All of the data should be output character for character, except the pictures.

[Stored records]
______________________________
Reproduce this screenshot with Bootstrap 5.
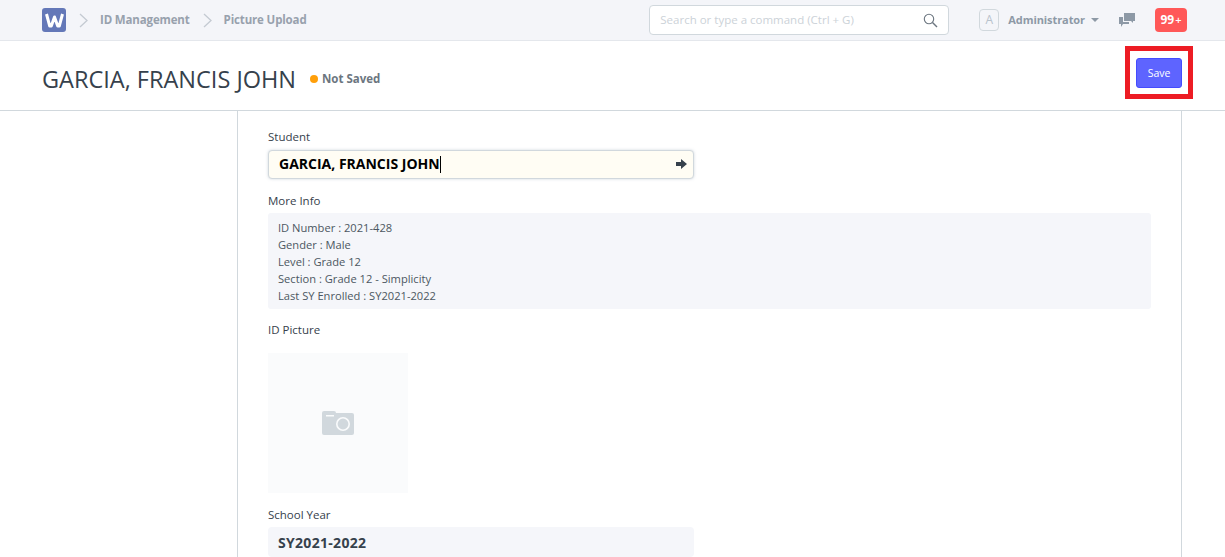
<!DOCTYPE html>
<html lang="en"><head><meta charset="utf-8"><title>Picture Upload</title>
<link href="https://cdn.jsdelivr.net/npm/bootstrap@5.3.0/dist/css/bootstrap.min.css" rel="stylesheet">
<style>
html,body{height:557px;overflow:hidden}
body{font-family:"Open Sans","Liberation Sans",sans-serif;background:#fff;color:#36414c;font-size:12px}
.topbar{height:41px;background:#f4f5f9;border-bottom:1px solid #e4e7ec;padding:0 38px 0 42px}
.logo-box{width:24px;height:24px;border-radius:3px;background:#6478b8}
.crumb-sep{margin:0 11px 0 13px}
.crumb{font-size:11.5px;font-weight:700;color:#98a1ad;letter-spacing:-.15px}
.cmd-box{width:300px;height:30px;background:#fff;border:1px solid #d1d8dd;border-radius:4px;padding:0 10px;margin-right:30px}
.cmd-text{font-size:11.5px;color:#ccd2d8}
.avatar-box{width:20px;height:22px;border:1px solid #d1d8dd;border-radius:4px;font-size:12px;color:#b8c2cc;margin-right:9px}
.admin-name{font-size:11px;font-weight:700;color:#8d99a6;letter-spacing:-.08px}
.admin-caret{width:0;height:0;border-left:4px solid transparent;border-right:4px solid transparent;border-top:4px solid #8d99a6;margin:0 20px 0 6px}
.note-badge{width:32px;height:24px;background:#ff5858;color:#fff;font-size:12px;font-weight:700;border-radius:4px;margin-left:20px}
.badge-plus{font-size:11px;font-weight:600;margin-left:1px}
.page-head{height:70px;background:#fff;border-bottom:1px solid #d1d8dd;padding:6px 42px 0;position:relative}
.page-title{font-size:23.5px;font-weight:400;color:#36414c;margin:0;padding-top:1px;letter-spacing:0}
.status-dot{width:8px;height:8px;border-radius:50%;background:#ff9f0a;margin:0 4px 0 14px}
.status-text{font-size:11.5px;font-weight:700;color:#6c7680}
.save-btn{--bs-btn-bg:#5e64ff;--bs-btn-border-color:#444bff;--bs-btn-color:#fff;--bs-btn-hover-bg:#5e64ff;--bs-btn-hover-color:#fff;font-size:10.5px;width:46px;height:30px;padding:1px 0 0;border-radius:3px}
.red-mark{position:absolute;left:1125px;top:5px;width:68px;height:53px;border:5px solid #ed1c24;padding-top:1px;display:flex;align-items:center;justify-content:center}
.form-panel{margin:0 43px 0 237px;height:446px;border-left:1px solid #d1d8dd;border-right:1px solid #d1d8dd;padding:18px 30px 0 30px;overflow:hidden}
.fld-label{font-size:11.5px;color:#36414c;line-height:16px;margin-bottom:4px}
.fld-label:first-child{margin-bottom:5px}
.link-input{width:426px;height:29px;background:#fffdf4;border:1px solid #d1d8dd;border-radius:4px;padding:0 6px 2px 10px;box-shadow:0 0 3px rgba(120,140,160,.35);font-size:14px;font-weight:700;color:#000;margin-bottom:14px}
.caret-bar{display:inline-block;width:1px;height:17px;background:#000;vertical-align:-4px}
.info-box{background:#f5f6fa;border-radius:3px;padding:6px 10px 4px;font-size:11.15px;line-height:17px;color:#4c5661;height:96px;margin-bottom:13px}
.pic-box{width:140px;height:140px;background:#fafbfc;margin:15px 0 14px}
.sy-box{width:426px;height:30px;background:#f5f6fa;border-radius:4px;padding:0 10px;font-size:14px;font-weight:700;letter-spacing:.3px;color:#36414c}
</style></head>
<body>
<nav class="topbar d-flex align-items-center">
  <div class="logo-box d-flex align-items-center justify-content-center">
    <svg width="19" height="15" viewBox="0 0 19 15"><path d="M1.500 1l3.200 12h1.600L9.500 4l3.200 9h1.600L17.500 1" fill="none" stroke="#fff" stroke-width="3" stroke-linejoin="round"/></svg>
  </div>
  <svg class="crumb-sep" width="10" height="15" viewBox="0 0 10 15"><path d="M1 1l7 6.5L1 14" fill="none" stroke="#c4cad2" stroke-width="1.3"/></svg>
  <span class="crumb">ID Management</span>
  <svg class="crumb-sep" width="10" height="15" viewBox="0 0 10 15"><path d="M1 1l7 6.5L1 14" fill="none" stroke="#c4cad2" stroke-width="1.3"/></svg>
  <span class="crumb">Picture Upload</span>
  <div class="cmd-box d-flex align-items-center justify-content-between ms-auto">
    <span class="cmd-text">Search or type a command (Ctrl + G)</span>
    <svg width="15" height="15" viewBox="0 0 15 15"><circle cx="6" cy="6" r="4.7" fill="none" stroke="#6c7680" stroke-width="1.1"/><path d="M9.5 9.5L14 14" stroke="#6c7680" stroke-width="1.4"/></svg>
  </div>
  <div class="avatar-box d-flex align-items-center justify-content-center">A</div>
  <span class="admin-name">Administrator</span>
  <span class="admin-caret"></span>
  <svg width="16" height="14" viewBox="0 0 16 14"><path d="M5 0h11v8h-2v2l-2-2H5z" fill="#8d99a6"/><path d="M0 4h4v5h6v2H4l-2 3v-3H0z" fill="#8d99a6"/></svg>
  <div class="note-badge d-flex align-items-center justify-content-center">99<span class="badge-plus">+</span></div>
</nav>
<header class="page-head d-flex align-items-center">
  <h1 class="page-title">GARCIA, FRANCIS JOHN</h1>
  <span class="status-dot"></span><span class="status-text">Not Saved</span>
  <div class="red-mark"><button class="btn save-btn" type="button">Save</button></div>
</header>
<main class="form-panel">
  <div class="fld-label">Student</div>
  <div class="link-input d-flex align-items-center justify-content-between">
    <span>GARCIA, FRANCIS JOHN<span class="caret-bar"></span></span>
    <svg width="11" height="10" viewBox="0 0 11 10"><path d="M0 3h5V0l6 5-6 5V7H0z" fill="#36414c"/></svg>
  </div>
  <div class="fld-label">More Info</div>
  <div class="info-box">ID Number : 2021-428<br>Gender : Male<br>Level : Grade 12<br>Section : Grade 12 - Simplicity<br>Last SY Enrolled : SY2021-2022</div>
  <div class="fld-label">ID Picture</div>
  <div class="pic-box d-flex align-items-center justify-content-center">
    <svg width="32" height="24" viewBox="0 0 32 24"><path d="M2 0h10a2 2 0 0 1 2 2h16a2 2 0 0 1 2 2v18a2 2 0 0 1-2 2H2a2 2 0 0 1-2-2V2a2 2 0 0 1 2-2z" fill="#d1d8dd"/><circle cx="21" cy="13" r="6.200" fill="none" stroke="#fafbfc" stroke-width="1.600"/><rect x="4" y="4" width="8" height="1.500" fill="#fafbfc"/></svg>
  </div>
  <div class="fld-label">School Year</div>
  <div class="sy-box d-flex align-items-center">SY2021-2022</div>
</main>
<script src="https://cdn.jsdelivr.net/npm/bootstrap@5.3.0/dist/js/bootstrap.bundle.min.js"></script>
</body></html>
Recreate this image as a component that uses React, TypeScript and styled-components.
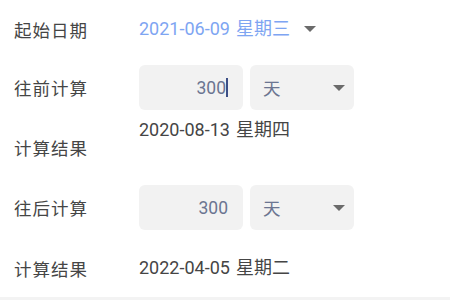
______________________________
PROBLEM SOLUTION:
Reproduce this screenshot with Bootstrap 5.
<!DOCTYPE html>
<html lang="en"><head><meta charset="utf-8"><title>Picture Upload</title>
<link href="https://cdn.jsdelivr.net/npm/bootstrap@5.3.0/dist/css/bootstrap.min.css" rel="stylesheet">
<style>
html,body{height:557px;overflow:hidden}
body{font-family:"Open Sans","Liberation Sans",sans-serif;background:#fff;color:#36414c;font-size:12px}
.topbar{height:41px;background:#f4f5f9;border-bottom:1px solid #e4e7ec;padding:0 38px 0 42px}
.logo-box{width:24px;height:24px;border-radius:3px;background:#6478b8}
.crumb-sep{margin:0 11px 0 13px}
.crumb{font-size:11.5px;font-weight:700;color:#98a1ad;letter-spacing:-.15px}
.cmd-box{width:300px;height:30px;background:#fff;border:1px solid #d1d8dd;border-radius:4px;padding:0 10px;margin-right:30px}
.cmd-text{font-size:11.5px;color:#ccd2d8}
.avatar-box{width:20px;height:22px;border:1px solid #d1d8dd;border-radius:4px;font-size:12px;color:#b8c2cc;margin-right:9px}
.admin-name{font-size:11px;font-weight:700;color:#8d99a6;letter-spacing:-.08px}
.admin-caret{width:0;height:0;border-left:4px solid transparent;border-right:4px solid transparent;border-top:4px solid #8d99a6;margin:0 20px 0 6px}
.note-badge{width:32px;height:24px;background:#ff5858;color:#fff;font-size:12px;font-weight:700;border-radius:4px;margin-left:20px}
.badge-plus{font-size:11px;font-weight:600;margin-left:1px}
.page-head{height:70px;background:#fff;border-bottom:1px solid #d1d8dd;padding:6px 42px 0;position:relative}
.page-title{font-size:23.5px;font-weight:400;color:#36414c;margin:0;padding-top:1px;letter-spacing:0}
.status-dot{width:8px;height:8px;border-radius:50%;background:#ff9f0a;margin:0 4px 0 14px}
.status-text{font-size:11.5px;font-weight:700;color:#6c7680}
.save-btn{--bs-btn-bg:#5e64ff;--bs-btn-border-color:#444bff;--bs-btn-color:#fff;--bs-btn-hover-bg:#5e64ff;--bs-btn-hover-color:#fff;font-size:10.5px;width:46px;height:30px;padding:1px 0 0;border-radius:3px}
.red-mark{position:absolute;left:1125px;top:5px;width:68px;height:53px;border:5px solid #ed1c24;padding-top:1px;display:flex;align-items:center;justify-content:center}
.form-panel{margin:0 43px 0 237px;height:446px;border-left:1px solid #d1d8dd;border-right:1px solid #d1d8dd;padding:18px 30px 0 30px;overflow:hidden}
.fld-label{font-size:11.5px;color:#36414c;line-height:16px;margin-bottom:4px}
.fld-label:first-child{margin-bottom:5px}
.link-input{width:426px;height:29px;background:#fffdf4;border:1px solid #d1d8dd;border-radius:4px;padding:0 6px 2px 10px;box-shadow:0 0 3px rgba(120,140,160,.35);font-size:14px;font-weight:700;color:#000;margin-bottom:14px}
.caret-bar{display:inline-block;width:1px;height:17px;background:#000;vertical-align:-4px}
.info-box{background:#f5f6fa;border-radius:3px;padding:6px 10px 4px;font-size:11.15px;line-height:17px;color:#4c5661;height:96px;margin-bottom:13px}
.pic-box{width:140px;height:140px;background:#fafbfc;margin:15px 0 14px}
.sy-box{width:426px;height:30px;background:#f5f6fa;border-radius:4px;padding:0 10px;font-size:14px;font-weight:700;letter-spacing:.3px;color:#36414c}
</style></head>
<body>
<nav class="topbar d-flex align-items-center">
  <div class="logo-box d-flex align-items-center justify-content-center">
    <svg width="19" height="15" viewBox="0 0 19 15"><path d="M1.500 1l3.200 12h1.600L9.500 4l3.200 9h1.600L17.500 1" fill="none" stroke="#fff" stroke-width="3" stroke-linejoin="round"/></svg>
  </div>
  <svg class="crumb-sep" width="10" height="15" viewBox="0 0 10 15"><path d="M1 1l7 6.5L1 14" fill="none" stroke="#c4cad2" stroke-width="1.3"/></svg>
  <span class="crumb">ID Management</span>
  <svg class="crumb-sep" width="10" height="15" viewBox="0 0 10 15"><path d="M1 1l7 6.5L1 14" fill="none" stroke="#c4cad2" stroke-width="1.3"/></svg>
  <span class="crumb">Picture Upload</span>
  <div class="cmd-box d-flex align-items-center justify-content-between ms-auto">
    <span class="cmd-text">Search or type a command (Ctrl + G)</span>
    <svg width="15" height="15" viewBox="0 0 15 15"><circle cx="6" cy="6" r="4.7" fill="none" stroke="#6c7680" stroke-width="1.1"/><path d="M9.5 9.5L14 14" stroke="#6c7680" stroke-width="1.4"/></svg>
  </div>
  <div class="avatar-box d-flex align-items-center justify-content-center">A</div>
  <span class="admin-name">Administrator</span>
  <span class="admin-caret"></span>
  <svg width="16" height="14" viewBox="0 0 16 14"><path d="M5 0h11v8h-2v2l-2-2H5z" fill="#8d99a6"/><path d="M0 4h4v5h6v2H4l-2 3v-3H0z" fill="#8d99a6"/></svg>
  <div class="note-badge d-flex align-items-center justify-content-center">99<span class="badge-plus">+</span></div>
</nav>
<header class="page-head d-flex align-items-center">
  <h1 class="page-title">GARCIA, FRANCIS JOHN</h1>
  <span class="status-dot"></span><span class="status-text">Not Saved</span>
  <div class="red-mark"><button class="btn save-btn" type="button">Save</button></div>
</header>
<main class="form-panel">
  <div class="fld-label">Student</div>
  <div class="link-input d-flex align-items-center justify-content-between">
    <span>GARCIA, FRANCIS JOHN<span class="caret-bar"></span></span>
    <svg width="11" height="10" viewBox="0 0 11 10"><path d="M0 3h5V0l6 5-6 5V7H0z" fill="#36414c"/></svg>
  </div>
  <div class="fld-label">More Info</div>
  <div class="info-box">ID Number : 2021-428<br>Gender : Male<br>Level : Grade 12<br>Section : Grade 12 - Simplicity<br>Last SY Enrolled : SY2021-2022</div>
  <div class="fld-label">ID Picture</div>
  <div class="pic-box d-flex align-items-center justify-content-center">
    <svg width="32" height="24" viewBox="0 0 32 24"><path d="M2 0h10a2 2 0 0 1 2 2h16a2 2 0 0 1 2 2v18a2 2 0 0 1-2 2H2a2 2 0 0 1-2-2V2a2 2 0 0 1 2-2z" fill="#d1d8dd"/><circle cx="21" cy="13" r="6.200" fill="none" stroke="#fafbfc" stroke-width="1.600"/><rect x="4" y="4" width="8" height="1.500" fill="#fafbfc"/></svg>
  </div>
  <div class="fld-label">School Year</div>
  <div class="sy-box d-flex align-items-center">SY2021-2022</div>
</main>
<script src="https://cdn.jsdelivr.net/npm/bootstrap@5.3.0/dist/js/bootstrap.bundle.min.js"></script>
</body></html>
Recreate this image as a component that uses React, TypeScript and styled-components.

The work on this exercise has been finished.